Era novembro de 2014. Primeiro fim de semana. Plena campanha da Dilma. Fim de tarde na RPPN dele, a Linda Serra dos Topázios. Jaime e eu começamos a conversar sobre a falta que fazia termos acesso a um veículo independente e democrático de informação.

Resolvemos fundar o nosso. Um espaço não comercial, de resistência. Mais um trabalho de militância, voluntário, por suposto. Jaime propôs um jornal; eu, uma revista. O nome eu escolhi (ele queria Bacurau). Dividimos as tarefas. A capa ficou com ele, a linha editorial também.

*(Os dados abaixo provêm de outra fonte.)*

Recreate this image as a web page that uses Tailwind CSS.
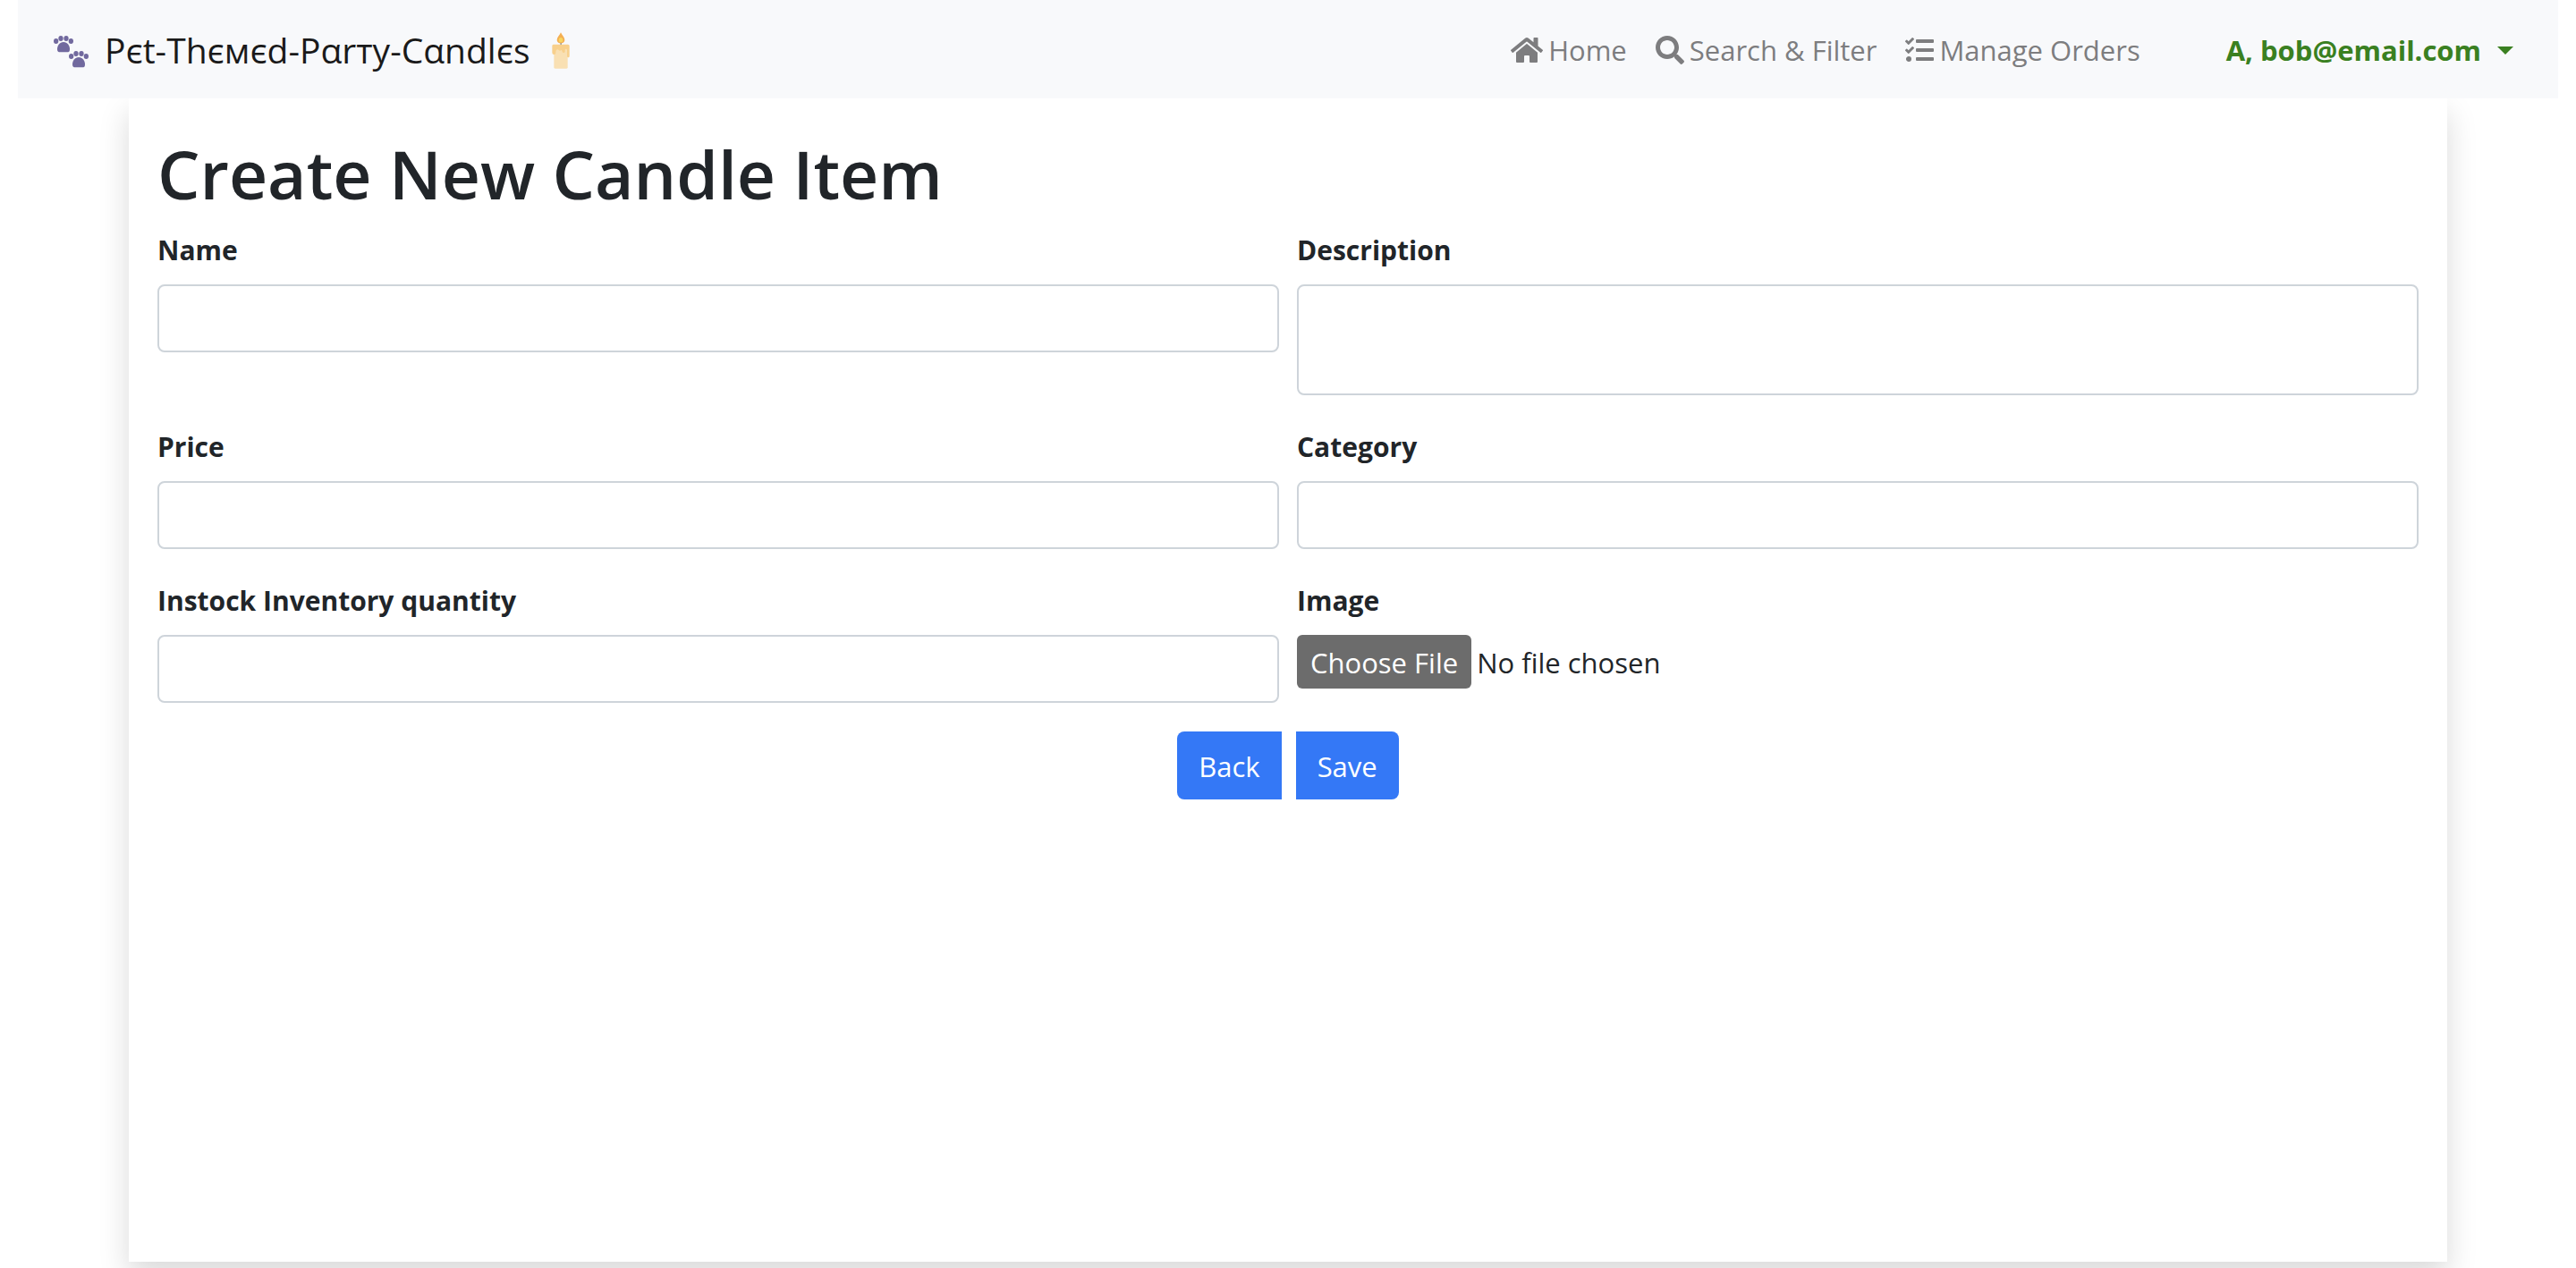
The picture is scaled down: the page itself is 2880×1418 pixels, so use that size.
<!DOCTYPE html>
<html lang="en">
<head>
<meta charset="utf-8">
<title>Create New Candle Item</title>
<script src="https://cdn.jsdelivr.net/npm/@tailwindcss/browser@4"></script>
</head>
<body class="flex min-h-screen flex-col bg-white font-['Open_Sans','Noto_Sans',sans-serif] text-[31px] leading-12 text-[#212529]">
  <nav class="z-10 mx-5 flex h-[110px] items-center justify-between bg-[#f8f9fb] pt-0.5 pr-[50px] pl-10">
    <a href="#" class="flex items-center text-[39px] text-[#1a1a1a]">
      <svg class="mt-1 mr-[18px] h-9 w-[39px]" viewBox="30 62 117 108" fill="#71699e" aria-hidden="true">
        <g id="paw">
          <ellipse cx="38" cy="80" rx="8" ry="9"/><ellipse cx="54" cy="71" rx="8" ry="9"/><ellipse cx="72" cy="71" rx="8" ry="9"/><ellipse cx="88" cy="80" rx="8" ry="9"/>
          <path d="M63 83C50 83 42 95 42 107C42 115 46 117 52 117H75C81 117 84 115 84 107C84 95 76 83 63 83Z"/>
        </g>
        <use href="#paw" x="51" y="51"/>
      </svg>
      <span>Pєt-Thємєd-Pαrтy-Cαndlєs</span>
      <svg class="ml-6 h-[41px] w-5" viewBox="53 46 60 123" aria-hidden="true">
        <path d="M81 80h5v12h-5z" fill="#9a9a9a"/>
        <path d="M60 92H106V164Q106 168 102 168H64Q60 168 60 164Z" fill="#f9e0b3"/>
        <path d="M58 87H107Q112 87 112 92V126Q112 131 108 131Q104 131 104 126V106Q104 102 100 102Q97 102 97 106V111Q97 115 92 115Q88 115 87 109Q86 105 83 107Q80 110 76 106Q72 102 68 106Q66 108 66 113V116Q66 121 60 121Q54 121 54 115V92Q54 87 58 87Z" fill="#f8d08c"/>
        <path d="M83 47C87 56 96 64 96 72C96 79 90 83 83 83C76 83 70 79 70 72C70 64 79 56 83 47Z" fill="#f4af52"/>
        <ellipse cx="83" cy="72" rx="7" ry="8" fill="#f7d560"/>
      </svg>
    </a>
    <div class="flex items-center text-[#7d7d7f]">
      <a href="#" class="flex items-center gap-1.5 px-4">
        <svg class="h-8 w-9" viewBox="0 0 576 512" fill="currentColor" aria-hidden="true"><path d="M280.37 148.26L96 300.11V464a16 16 0 0 0 16 16l112.06-.29a16 16 0 0 0 15.92-16V368a16 16 0 0 1 16-16h64a16 16 0 0 1 16 16v95.64a16 16 0 0 0 16 16.05L464 480a16 16 0 0 0 16-16V300L295.67 148.26a12.19 12.19 0 0 0-15.3 0zM571.6 251.47L488 182.56V44.05a12 12 0 0 0-12-12h-56a12 12 0 0 0-12 12v72.61L318.47 43a48 48 0 0 0-61 0L4.34 251.47a12 12 0 0 0-1.6 16.9l25.5 31A12 12 0 0 0 45.15 301l235.22-193.74a12.19 12.19 0 0 1 15.3 0L530.9 301a12 12 0 0 0 16.9-1.6l25.5-31a12 12 0 0 0-1.7-16.93z"/></svg>
        Home
      </a>
      <a href="#" class="flex items-center gap-1.5 px-4">
        <svg class="size-8" viewBox="0 0 512 512" fill="currentColor" aria-hidden="true"><path d="M505 442.7L405.3 343c-4.500-4.500-10.600-7-17-7H372c27.600-35.300 44-79.700 44-128C416 93.100 322.900 0 208 0S0 93.100 0 208s93.100 208 208 208c48.300 0 92.700-16.400 128-44v16.300c0 6.400 2.500 12.500 7 17l99.700 99.700c9.400 9.400 24.600 9.400 33.900 0l28.300-28.300c9.400-9.400 9.400-24.600.1-34zM208 336c-70.700 0-128-57.200-128-128 0-70.700 57.200-128 128-128 70.700 0 128 57.200 128 128 0 70.700-57.200 128-128 128z"/></svg>
        Search &amp; Filter
      </a>
      <a href="#" class="flex items-center gap-1.5 px-4">
        <svg class="size-8" viewBox="0 0 512 512" fill="currentColor" aria-hidden="true"><path d="M139.610 35.500a12 12 0 0 0-17 0L58.930 98.810l-22.700-22.120a12 12 0 0 0-17 0L3.530 92.410a12 12 0 0 0 0 17l47.590 47.400a12.780 12.780 0 0 0 17.610 0l15.590-15.620L156.520 69a12.090 12.090 0 0 0 .09-17zm0 159.190a12 12 0 0 0-17 0l-63.680 63.720-22.700-22.100a12 12 0 0 0-17 0L3.530 252a12 12 0 0 0 0 17L51 316.500a12.770 12.770 0 0 0 17.600 0l15.700-15.690 72.200-72.220a12 12 0 0 0 .09-16.900zM64 368c-26.490 0-48.590 21.500-48.590 48S37.530 464 64 464a48 48 0 0 0 0-96zm432 16H208a16 16 0 0 0-16 16v32a16 16 0 0 0 16 16h288a16 16 0 0 0 16-16v-32a16 16 0 0 0-16-16zm0-320H208a16 16 0 0 0-16 16v32a16 16 0 0 0 16 16h288a16 16 0 0 0 16-16V80a16 16 0 0 0-16-16zm0 160H208a16 16 0 0 0-16 16v32a16 16 0 0 0 16 16h288a16 16 0 0 0 16-16v-32a16 16 0 0 0-16-16z"/></svg>
        Manage Orders
      </a>
      <button type="button" class="ml-20 flex items-center gap-[18px] font-bold text-[#3a8021]">
        A, bob@email.com
        <svg class="h-[9px] w-[18px]" viewBox="0 0 18 9" fill="currentColor" aria-hidden="true"><path d="M0 0H18L9 9Z"/></svg>
      </button>
    </div>
  </nav>

  <main class="mx-auto mb-[7px] w-9/10 flex-1 bg-white px-8 pt-9 pb-8 shadow-[0_16px_32px_rgba(0,0,0,0.15)]">
    <h1 class="mb-3 text-[75px] leading-24 font-semibold">Create New Candle Item</h1>
    <form class="grid grid-cols-2 items-start gap-x-5 gap-y-8">
      <div>
        <label for="name" class="block pt-0.5 pb-3.5 text-[30px] font-bold">Name</label>
        <input id="name" type="text" class="block h-19 w-full rounded-lg border-2 border-[#ced4da] bg-white px-6">
      </div>
      <div>
        <label for="description" class="block pt-0.5 pb-3.5 text-[30px] font-bold">Description</label>
        <textarea id="description" class="block h-31 w-full resize-none rounded-lg border-2 border-[#ced4da] bg-white px-6 py-3"></textarea>
      </div>
      <div>
        <label for="price" class="block pt-0.5 pb-3.5 text-[30px] font-bold">Price</label>
        <input id="price" type="text" class="block h-19 w-full rounded-lg border-2 border-[#ced4da] bg-white px-6">
      </div>
      <div>
        <label for="category" class="block pt-0.5 pb-3.5 text-[30px] font-bold">Category</label>
        <input id="category" type="text" class="block h-19 w-full rounded-lg border-2 border-[#ced4da] bg-white px-6">
      </div>
      <div>
        <label for="quantity" class="block pt-0.5 pb-3.5 text-[30px] font-bold">Instock Inventory quantity</label>
        <input id="quantity" type="text" class="block h-19 w-full rounded-lg border-2 border-[#ced4da] bg-white px-6">
      </div>
      <div>
        <label for="image" class="block pt-0.5 pb-3.5 text-[30px] font-bold">Image</label>
        <input id="image" type="file" class="block w-full file:mr-1.5 file:h-15 file:rounded-md file:bg-[#6c6c6c] file:px-[15px] file:pt-0.5 file:text-white">
      </div>
      <div class="col-span-2 flex justify-center gap-4">
        <button type="button" class="h-19 rounded-l-lg bg-[#3478f6] px-6 pt-0.5 text-white">Back</button>
        <button type="submit" class="h-19 rounded-r-lg bg-[#3478f6] px-6 pt-0.5 text-white">Save</button>
      </div>
    </form>
  </main>
</body>
</html>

Correr atrás da grana ficou por minha conta. A paleta de cores, depois de larga prosa, Jaime fechou questão – “nossas cores vão ser o vermelho e o amarelo, porque revista tem que ter cor de luta, cor vibrante” (eu queria verde-floresta). Na paz, acabei enfiando um branco.

Fizemos a primeira edição da Xapuri lá mesmo, na Reserva, em uma noite. Optamos por centrar na pauta socioambiental. Nossa primeira capa foi sobre os povos indígenas isolados do Acre: ‘Isolados, Bravos, Livres: Um Brasil Indígena por Conhecer”. Depois de tudo pronto, Jaime inventou de fazer uma outra boneca, “porque toda revista tem que ter número zero”.

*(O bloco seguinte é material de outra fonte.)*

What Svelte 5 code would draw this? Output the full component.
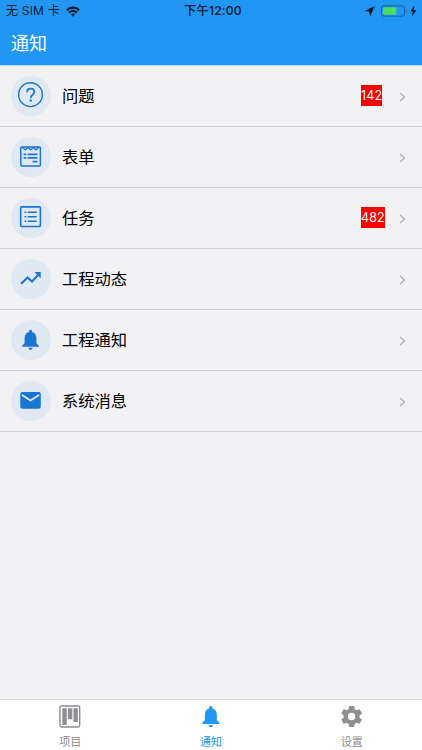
<script lang="ts">
  type Item = { icon: string; title: string; count?: number };

  const items: Item[] = [
    { icon: 'help', title: '问题', count: 142 },
    { icon: 'form', title: '表单' },
    { icon: 'task', title: '任务', count: 482 },
    { icon: 'trend', title: '工程动态' },
    { icon: 'bell', title: '工程通知' },
    { icon: 'mail', title: '系统消息' }
  ];

  const tabs = [
    { id: 'project', label: '项目' },
    { id: 'notice', label: '通知' },
    { id: 'setting', label: '设置' }
  ];

  let active = $state('notice');
</script>

<div class="page">
  <header>
    <div class="status">
      <div class="carrier">
        <span>无 SIM 卡</span>
        <svg width="14" height="11" viewBox="0 0 14 11">
          <path d="M7 10.7 4.9 8.5a3 3 0 0 1 4.2 0z" fill="#06182b" />
          <path d="M3.1 6.6a5.6 5.6 0 0 1 7.8 0M.8 4.1a8.9 8.9 0 0 1 12.4 0" fill="none" stroke="#06182b" stroke-width="2.2" />
        </svg>
      </div>
      <div class="time">下午12:00</div>
      <div class="power">
        <svg width="54" height="14" viewBox="0 0 54 14">
          <path d="M10.8 2 6.2 12.2 5.2 7.8.6 6.9z" fill="#06182b" />
          <rect x="17.5" y="1.8" width="23" height="10.4" rx="2.6" fill="none" stroke="#14609f" />
          <rect x="19" y="3.3" width="13.3" height="7.4" rx="1" fill="#4cd964" />
          <path d="M42 5.2q1.4 1.8 0 3.6z" fill="#14609f" />
          <path d="M50.3 1.8 46.3 7.6h2.5l-.9 4.9 4.4-6.2h-2.6z" fill="#06182b" />
        </svg>
      </div>
    </div>
    <h1>通知</h1>
  </header>

  <main>
    {#each items as item}
      <div class="row">
        <div class="avatar">
          <svg width="40" height="40" viewBox="0 0 40 40">
            {#if item.icon === 'help'}
              <g fill="none" stroke="#1976d2" stroke-width="1.4">
                <circle cx="19.5" cy="18.7" r="11.9" />
                <path d="M16 16.3c0-2.3 1.5-3.6 3.6-3.6 2.2 0 3.7 1.4 3.7 3.3 0 2.8-3.6 3-3.6 5.8v.5" stroke-width="1.7" />
              </g>
              <circle cx="19.7" cy="24.6" r="1.2" fill="#1976d2" />
            {:else if item.icon === 'form'}
              <g fill="none" stroke="#1976d2" stroke-width="1.5">
                <rect x="9.8" y="9.9" width="19.6" height="19.2" rx="1" />
                <path d="m11.5 10.5 2.7 2.3 2.7-2.3 2.7 2.3 2.7-2.3 2.7 2.3 2.7-2.3" stroke-width="1.3" />
                <path d="M12.6 17.3h2.8m1.2 0h9.8M12.6 20.9h2.8m1.2 0h9.8M21.6 24.6h4.8" stroke-width="1.7" />
              </g>
            {:else if item.icon === 'task'}
              <g fill="none" stroke="#1976d2" stroke-width="1.6">
                <rect x="9.7" y="8.9" width="19.7" height="19.6" rx="1" />
                <path d="M13.5 14.3h1.8m1.4 0h9M13.5 18.7h1.8m1.4 0h9M13.5 23.2h1.8m1.4 0h9" />
              </g>
            {:else if item.icon === 'trend'}
              <path d="m10.1 24.7 6.5-6.3 4.4 4.1 7.2-7.4" fill="none" stroke="#1976d2" stroke-width="2.1" />
              <path d="M23.4 13h6.3v6.2z" fill="#1976d2" />
            {:else if item.icon === 'bell'}
              <path d="M19.5 9.7c.9 0 1.5.6 1.5 1.5v.7c2.9.7 4.4 3 4.4 6v5.3l2.5 2.5v1H11.1v-1l2.5-2.5v-5.3c0-3 1.5-5.3 4.4-6v-.7c0-.9.6-1.5 1.5-1.5zM17.4 27.8h4.2a2.1 2.1 0 0 1-4.2 0z" fill="#1976d2" />
            {:else}
              <rect x="9.3" y="11.1" width="20.5" height="16.6" rx="2" fill="#1976d2" />
              <path d="m11 14.1 8.5 5.4 8.6-5.4" fill="none" stroke="#dfe8f3" stroke-width="1.8" />
            {/if}
          </svg>
        </div>
        <div class="title">{item.title}</div>
        <div class="extra">
          {#if item.count}
            <span class="badge">{item.count}</span>
          {/if}
        </div>
        <svg class="arrow" width="7" height="10" viewBox="0 0 7 10">
          <path d="m1 .9 4.5 4.1L1 9.1" fill="none" stroke="#b0b0b4" stroke-width="1.4" />
        </svg>
      </div>
    {/each}
  </main>

  <nav>
    {#each tabs as tab}
      <button class:active={active === tab.id} onclick={() => (active = tab.id)}>
        <svg width="24" height="24" viewBox="0 0 24 24" fill="currentColor">
          {#if tab.id === 'project'}
            <rect x="1.5" y="1.1" width="20.6" height="21.8" rx="1.5" fill="none" stroke="currentColor" stroke-width="1.5" />
            <path d="M4 3.5h4.6v17.3H4zM9.8 3.5h4.6v11.3H9.8zM15.6 3.5h4.6v14.2h-4.6z" />
          {:else if tab.id === 'notice'}
            <path d="M11.7 1c1 0 1.7.7 1.7 1.7v.6c3 .8 4.7 3.4 4.7 6.6v6l2.7 2.6v1.3H2.9v-1.3l2.7-2.6v-6c0-3.2 1.7-5.8 4.5-6.6v-.6c0-1 .7-1.7 1.6-1.7zM9.2 21h5a2.5 2.2 0 0 1-5 0z" />
          {:else}
            <path transform="translate(-1.6 -1.2) scale(1.1)" d="M19.43 12.98c.04-.32.07-.64.07-.98s-.03-.66-.07-.98l2.11-1.65c.19-.15.24-.42.12-.64l-2-3.46c-.12-.22-.39-.3-.61-.22l-2.49 1c-.52-.4-1.08-.73-1.69-.98l-.38-2.65A.49.49 0 0 0 14 2h-4c-.25 0-.46.18-.49.42l-.38 2.65c-.61.25-1.17.59-1.69.98l-2.49-1c-.23-.09-.49 0-.61.22l-2 3.46c-.13.22-.07.49.12.64l2.11 1.65c-.04.32-.07.65-.07.98s.03.66.07.98l-2.11 1.65c-.19.15-.24.42-.12.64l2 3.46c.12.22.39.3.61.22l2.49-1c.52.4 1.08.73 1.69.98l.38 2.65c.03.24.24.42.49.42h4c.25 0 .46-.18.49-.42l.38-2.65c.61-.25 1.17-.59 1.69-.98l2.49 1c.23.09.49 0 .61-.22l2-3.46c.12-.22.07-.49-.12-.64zM12 15.5a3.5 3.5 0 1 1 0-7 3.5 3.5 0 0 1 0 7z" />
          {/if}
        </svg>
        <span>{tab.label}</span>
      </button>
    {/each}
  </nav>
</div>

<style>
  :global(body) {
    margin: 0;
  }

  .page {
    display: flex;
    flex-direction: column;
    height: 100vh;
    background: #f2f2f4;
    font-family: Inter, "Noto Sans CJK SC", sans-serif;
    color: #000;
  }

  header {
    box-sizing: border-box;
    height: 66px;
    background: #2196f3;
    border-bottom: 1px solid #b9def9;
  }

  .status {
    display: grid;
    grid-template-columns: 1fr auto 1fr;
    align-items: center;
    height: 22px;
    padding: 0 4px 0 6px;
    font-size: 12px;
    line-height: 22px;
    color: #06182b;
  }

  .carrier {
    display: flex;
    align-items: center;
    gap: 6px;
    letter-spacing: 0.2px;
  }

  .time {
    padding-left: 2px;
    font-size: 12.2px;
    font-weight: 500;
    letter-spacing: 0.2px;
  }

  .power {
    display: flex;
    justify-content: flex-end;
  }

  h1 {
    margin: 0;
    padding: 0 11px;
    font-size: 18px;
    font-weight: 400;
    line-height: 43px;
    color: #fff;
  }

  main {
    flex: 1;
  }

  .row {
    box-sizing: border-box;
    display: flex;
    align-items: center;
    height: 61px;
    padding: 0 16px 0 11px;
    border-bottom: 1px solid #cdcdd0;
  }

  .avatar {
    width: 40px;
    height: 40px;
    border-radius: 50%;
    background: #dfe8f3;
  }

  .avatar svg {
    display: block;
  }

  .title {
    flex: 1;
    margin-left: 11px;
    font-size: 16.3px;
    line-height: 24px;
  }

  .extra {
    display: flex;
    width: 38px;
  }

  .badge {
    margin-bottom: 1px;
    background: #f00;
    color: #fff;
    font-size: 12.4px;
    letter-spacing: 0.2px;
    line-height: 21px;
  }

  .arrow {
    margin-top: 1px;
  }

  nav {
    box-sizing: border-box;
    display: flex;
    height: 51px;
    background: #fff;
    border-top: 1px solid #d8d8dc;
  }

  button {
    flex: 1;
    display: flex;
    flex-direction: column;
    align-items: center;
    padding: 5px 0 0;
    border: none;
    background: none;
    color: #8e8e93;
    font-family: inherit;
    font-size: 11px;
    line-height: 16px;
    cursor: pointer;
  }

  button span {
    margin-top: 6px;
  }

  button.active {
    color: #2196f3;
  }
</style>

Dessa vez finquei pé, ficamos com a capa indígena. Voltei pra Brasília com a boneca praticamente pronta e com a missão de dar um jeito de imprimir. Nos dias seguintes, o Jaime veio pra Formosa, pra convencer minha irmã Lúcia a revisar a revista, “de grátis”. Com a primeira revista impressa, a próxima tarefa foi montar o Conselho Editorial.

Jaime fez questão de visitar, explicar o projeto e convidar pessoalmente cada conselheiro e cada conselheira (até a doença agravar, nos seus últimos meses de vida, nunca abriu mão dessa tarefa). Daqui rumamos pra Goiânia, para convidar o arqueólogo Altair Sales Barbosa, nosso primeiro conselheiro. “O mais sabido de nóis,” segundo o Jaime.

Trilhamos uma linda jornada. Em 80 meses, Jaime fez questão de decidir, mensalmente, o tema da capa e, quase sempre, escrever ele mesmo. Às vezes, ligava pra falar da ótima ideia que teve, às vezes sumia e, no dia certo, lá vinha o texto pronto, impecável.

Na sexta-feira, 9 de julho, quando preparávamos a Xapuri 81, pela primeira vez em sete anos, ele me pediu para cuidar de tudo. Foi uma conversa triste, ele estava agoniado com os rumos da doença e com a tragédia que o Brasil enfrentava. Não falamos em morte, mas eu sabia que era o fim.

Hoje, cá estamos nós, sem as capas do Jaime, sem as pautas do Jaime, sem o linguajar do Jaime, sem o jaimês da Xapuri, mas na labuta, firmes na resistência. Mês sim, mês sim de novo, como você sonhava, Jaiminho, carcamos porva e, enfim, chegamos à nossa edição número 100. E, depois da Xapuri 100, como era desejo seu, a gente segue esperneando.

Fica tranquilo, camarada, que por aqui tá tudo direitim.